Putusan MA tentang SKB 3 Menteri ada 199 halaman. SKB 3 Menteri yang menjadi obyek ditetapkan pada Februari 2021, salah satunya akibat mencuatnya kasus pemaksaan siswa non-Muslim di Sumatera Barat agar mengenakan jilbab di sekolah negeri. Lalu, pada 3 Mei ada putusan MA yang membatalkan SKB 3 Menteri sehingga tidak ada ketentuan dalam SKB 3 Menteri yang mengusung semangat antidiskriminasi dan mengakui keberagaman, serta perlindungan terhadap hak asasi manusia, utamanya perempuan dan anak.
Pertimbangan majelis hakim MA mengabulkan permohonan pembatalan SKB 3 Menteri terkait seragam sekolah karena dinilai bertentangan dengan peraturan lebih tinggi, yakni UU Sistem Pendidikan Nasional, UU tentang Pemerintahan Daerah, serta UU tentang Perlindungan Anak. Karena itu, SKB 3 Menteri tentang pengaturan seragam sekolah dinilai tidak sah dan tidak mempunyai kekuatan hukum mengikat.
”Dari putusan, cara pandang, dan memandang tidak mengarah tentang toleransi dan intoleransi, tetapi untuk kepentingan kekhasan agama. Pertimbangan itu muncul berkali-kali. Ada pemaknaan toleransi yang berbeda, akhlak dinilai berdasarkan pandangan agama dan mayoritas, yakni Islam,” kata Bivitri.
Sri Wiyanti Eddyono, dosen Fakultas Hukum Universitas Gadjah Mada, mengatakan, dari seluruh dokumen putusan MA, perdebatan pengajuan pemohonan termohon dan pertimbangan hakim tidak muncul rujukan pada perspektif hak perempuan. Padahal, Indonesia sudah meratifikasi hak perempuan/CEDAW.
”Menjadi sangat memprihatinkan MA meletakkan argumentasi dalam putusan lebih pada nilai-nilai agama dan moralitas yang bertumpu pada agama tertentu. Keprihatinan pada MA ini karena sebagai lembaga peradilan yang memberikan keadilan, kemanfaatan, dan kepastian hukum, bukan lembaga agama,” kata Sri.
Praktisi pendidikan yang juga Ketua Umum Yayasan Cahaya Guru Henny Supolo mengatakan, UU Sistem Pendidikan Nasional memiliki prinsip pendidikan demokratis, berkeadilan, nondiskriminasi, menjunjung hak asasi manusia, nilai agama, dan budaya. Semangat ini juga selaras dengan filosofi pendidikan Ki Hadjar Dewantara.

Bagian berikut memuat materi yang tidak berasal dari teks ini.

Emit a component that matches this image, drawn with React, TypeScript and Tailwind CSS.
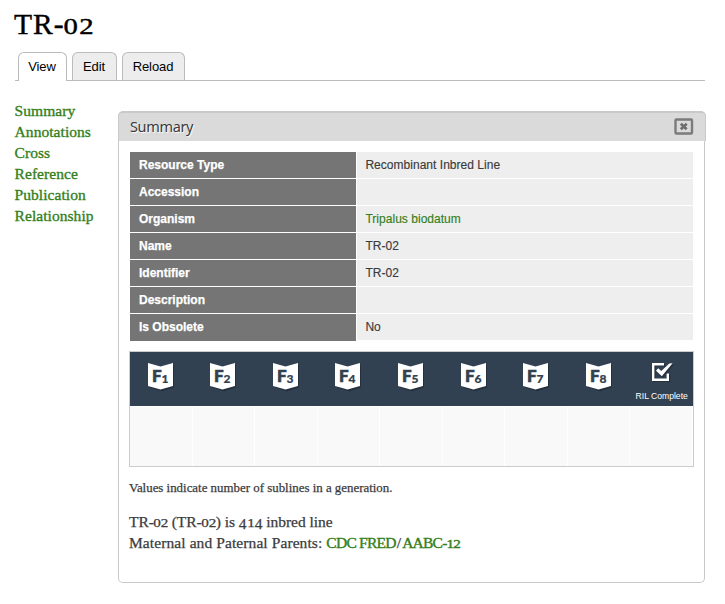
import React from "react";

const serif = "font-['Georgia','Liberation_Serif',serif]";
const sans = "font-['Liberation_Sans',sans-serif]";

function Digits({ low, tall }: { low?: string; tall?: string }) {
  return (
    <>
      {tall && <span className="relative top-[0.1em]">{tall}</span>}
      {low && <span className="mx-[0.1em] inline-block origin-bottom text-[0.76em] [transform:scaleX(1.28)]">{low}</span>}
    </>
  );
}

const nav = ["Summary", "Annotations", "Cross", "Reference", "Publication", "Relationship"];

const rows = [
  { label: "Resource Type", value: "Recombinant Inbred Line" },
  { label: "Accession", value: "" },
  { label: "Organism", value: "Tripalus biodatum", link: true },
  { label: "Name", value: "TR-02" },
  { label: "Identifier", value: "TR-02" },
  { label: "Description", value: "" },
  { label: "Is Obsolete", value: "No" },
];

function Badge({ n }: { n: number }) {
  return (
    <svg width="29" height="30" viewBox="0 0 29 30" className="mt-[10px] ml-[3px] shrink-0">
      <path d="M3 2.5 L15 5.8 L27 2.5 V25.5 L15 29.2 L3 25.5Z" fill="#25303d" />
      <path d="M1 1 L13.5 4.5 L26 1 V24 L13.5 27.5 L1 24Z" fill="#fff" />
      <text x="4.9" y="20.4" fill="#33414f" stroke="#33414f" strokeWidth="0.6" fontFamily="Lato" fontWeight="900" fontSize="17">F</text>
      <text x="14.4" y="21" fill="#33414f" stroke="#33414f" strokeWidth="0.2" fontFamily="Lato" fontWeight="900" fontSize="12">{n}</text>
    </svg>
  );
}

export default function App() {
  return (
    <div className="h-[604px] w-[725px] overflow-hidden bg-white pl-[14px] text-[#3b3b3b]">
      <h1 className={`${serif} h-[52px] pt-[7px] text-[29.5px] leading-[34px] tracking-[1px] text-black [-webkit-text-stroke:0.4px]`}>
        TR-<Digits low="02" />
      </h1>
      <div className={`${sans} ml-[1px] flex h-[29px] w-[690px] gap-[5px] border-b border-[#bbb] pl-[3px] text-[13px] leading-[28px] tracking-[-0.1px] text-black`}>
        <div className="h-[29px] w-[49px] rounded-t-[6px] border border-b-0 border-[#bbb] bg-white pr-px text-center">View</div>
        <div className="w-[45px] rounded-t-[6px] border border-b-0 border-[#bbb] bg-[#ededed] pr-px text-center">Edit</div>
        <div className="w-[63px] rounded-t-[6px] border border-b-0 border-[#bbb] bg-[#ededed] pr-px text-center">Reload</div>
      </div>
      <div className="flex">
        <nav className={`${serif} w-[104px] pt-[19px] pl-[0.6px] text-[15.5px] leading-[21px] tracking-[0.05px] text-[#347f1a] [-webkit-text-stroke:0.35px]`}>
          {nav.map((n) => (
            <div key={n}>{n}</div>
          ))}
        </nav>
        <section className="mt-[30px] h-[472px] w-[588px]">
          <header className="flex h-[30px] w-[588px] items-center justify-between rounded-t-[5px] border border-b-0 border-t-2 border-[#c9c9c9] bg-[#dadada] pr-[11px] pl-[11px]">
            <span className="-mt-[2px] font-['Noto_Sans',sans-serif] text-[14.5px] leading-[20px] tracking-[-0.35px] [text-shadow:1px_1px_1px_#fff]">Summary</span>
            <svg width="20" height="17" viewBox="0 0 20 17" className="-mt-[2px]">
              <rect x="1.5" y="1.5" width="16.5" height="14" rx="1" fill="#dadada" stroke="#7b7b7b" strokeWidth="2.4" />
              <path d="M6.8 5.8 L12.7 11.2 M12.7 5.8 L6.8 11.2" stroke="#6f6f6f" strokeWidth="2.8" />
            </svg>
          </header>
          <div className="h-[442px] w-[587px] rounded-b-[5px] border border-t-0 border-[#c9c9c9] px-[10px] pt-[11px]">
            <div className={`${sans} ml-[1px] flex w-[563px] flex-col gap-px text-[12px] leading-[26px]`}>
              {rows.map((r) => (
                <div key={r.label} className="flex h-[26px] gap-px">
                  <div className="w-[226px] bg-[#757575] pl-[9px] font-bold text-white [-webkit-text-stroke:0.25px]">{r.label}</div>
                  <div className={`w-[336px] bg-[#eee] pl-[8.4px] tracking-[0.03px] [-webkit-text-stroke:0.15px] ${r.link ? "text-[#347f1a]" : ""}`}>{r.value}</div>
                </div>
              ))}
              <div className="-mt-px h-px w-[226px] bg-[#757575]" />
            </div>
            <div className="mt-[10px] h-[116px] w-[565px] border border-[#ccc]">
              <div className="grid h-[54px] grid-cols-9 bg-[#314151]">
                {[1, 2, 3, 4, 5, 6, 7, 8].map((n) => (
                  <div key={n} className="flex justify-center pr-[3px]"><Badge n={n} /></div>
                ))}
                <div className={`${sans} flex flex-col items-center text-white`}>
                  <svg width="26" height="24" viewBox="0 0 26 24" className="mt-[8px]">
                    <path d="M16 5.2 H5.2 V20.8 H19.8 V14.5" fill="none" stroke="#25303d" strokeWidth="2.6" />
                    <path d="M15 4.2 H4.2 V19.8 H18.8 V13.5" fill="none" stroke="#fff" strokeWidth="2.4" />
                    <path d="M7 11.5 L10 9 L13 12 L21.5 4 L25 4.5 L13.5 18 Z" fill="#25303d" />
                    <path d="M7 10.7 L9.2 8.2 L12.3 11 L20.3 3.6 L23.6 3.2 L12.8 16.2 Z" fill="#fff" />
                  </svg>
                  <span className="mt-[7px] whitespace-nowrap text-[8.6px] leading-[10px]">RIL Complete</span>
                </div>
              </div>
              <div className="mt-px grid h-[59px] grid-cols-9">
                {[1, 2, 3, 4, 5, 6, 7, 8, 9].map((n) => (
                  <div key={n} className="border-r border-white bg-[#f9f9f9]" />
                ))}
              </div>
            </div>
            <div className={`${serif} [-webkit-text-stroke:0.25px]`}>
              <p className="pt-[12px] text-[12.9px] leading-[18px]">Values indicate number of sublines in a generation.</p>
              <p className="h-[35px] pt-[14px] text-[15.5px] leading-[21px] tracking-[-0.04px]">
                TR-<Digits low="02" /> (TR-<Digits low="02" />) is <Digits tall="4" /><Digits low="1" /><Digits tall="4" /> inbred line
              </p>
              <p className="h-[21px] text-[15.5px] leading-[21px] tracking-[0.09px]">
                Maternal and Paternal Parents: <span className="tracking-[-0.75px] text-[#347f1a] [-webkit-text-stroke:0.4px]">CDC FRED</span><span className="px-px">/</span><span className="tracking-[-0.75px] text-[#347f1a] [-webkit-text-stroke:0.4px]">AABC-<Digits low="12" /></span>
              </p>
            </div>
          </div>
        </section>
      </div>
    </div>
  );
}
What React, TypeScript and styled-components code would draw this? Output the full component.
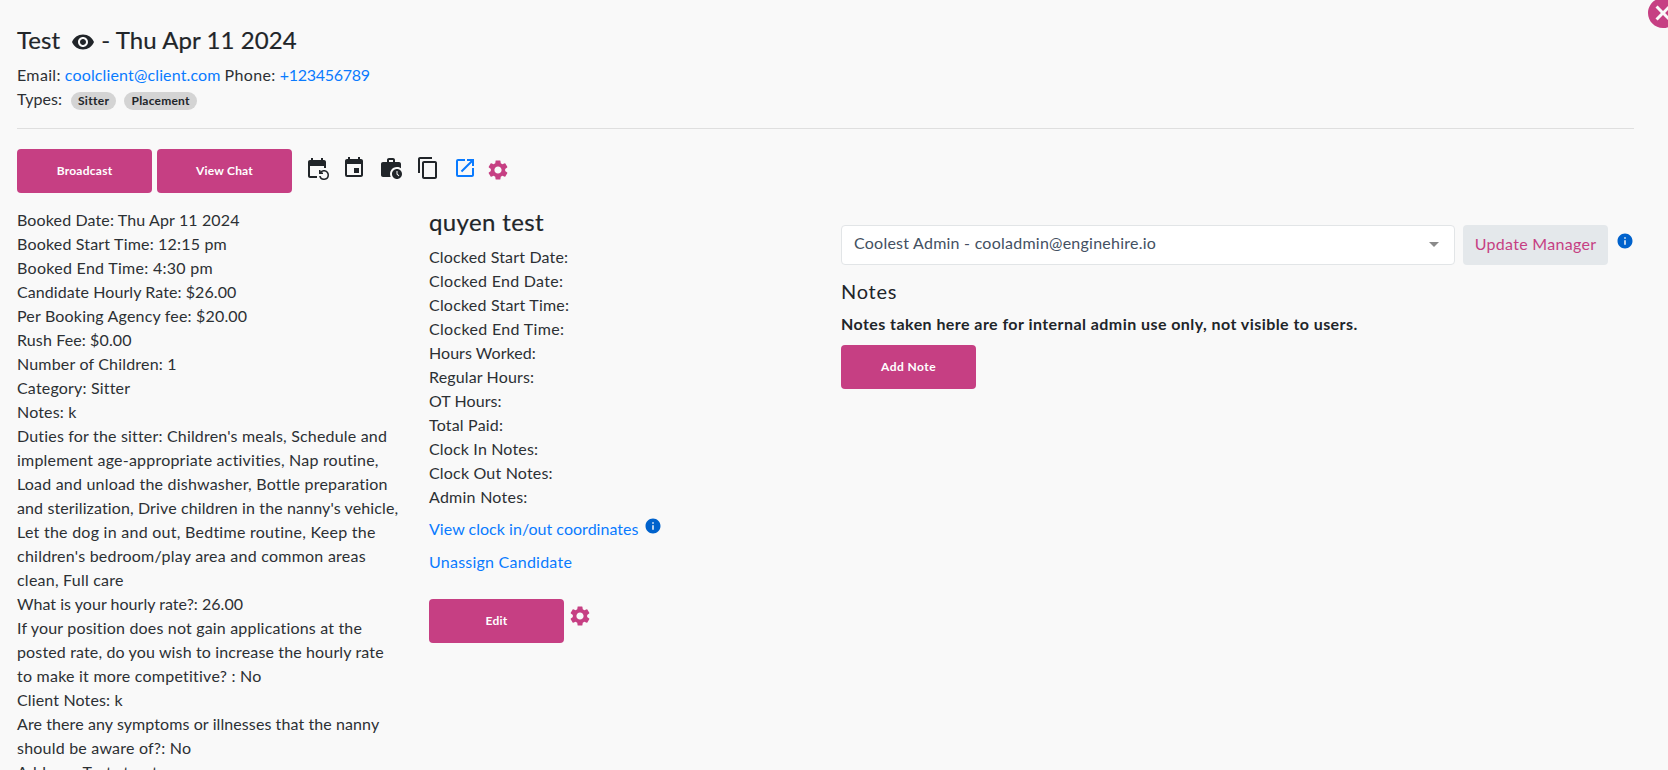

Menurut Henny, jika SKB dinilai melanggar nilai agama dan adat, tentunya harus diingat bahwa Indonesia ini menganut keberagaman, ada kemajemukan bangsa yang berarti punya banyak agama, budaya, dan lain-lain. Pendidikan harus membantu anak untuk mencapai potensinya dengan kebebasan memilih.
Sayangnya, kata Henny, majelis hakim memaknai mewajibkan, memerintahkan, mensyaratkan, mengimbau, atau melarang penggunaan seragam penganut agama tertentu sebagai pembiasaan proses belajar mengajar karena siswa orang yang belum dewasa. Mewajibkan siswa memakai seragam dan atribut keagamaan justru tidak mencerdaskan siswa.
”Dengan membiasakan siswa memilih dan bertanggung jawab dengan pemilihan, itu berkaitan dengan kemandirian,” kata Henny.
Cekli Setya Pratiwi, dosen Fakultas Hukum Universitas Muhammadiyah Malang, mengatakan, SKB 3 Menteri tentang seragam seharusnya tak dilihat tentang pendidikan semata. Di sini juga ada hal penting tentang kebebasan beragama, hak anak, dan antidiskriminasi.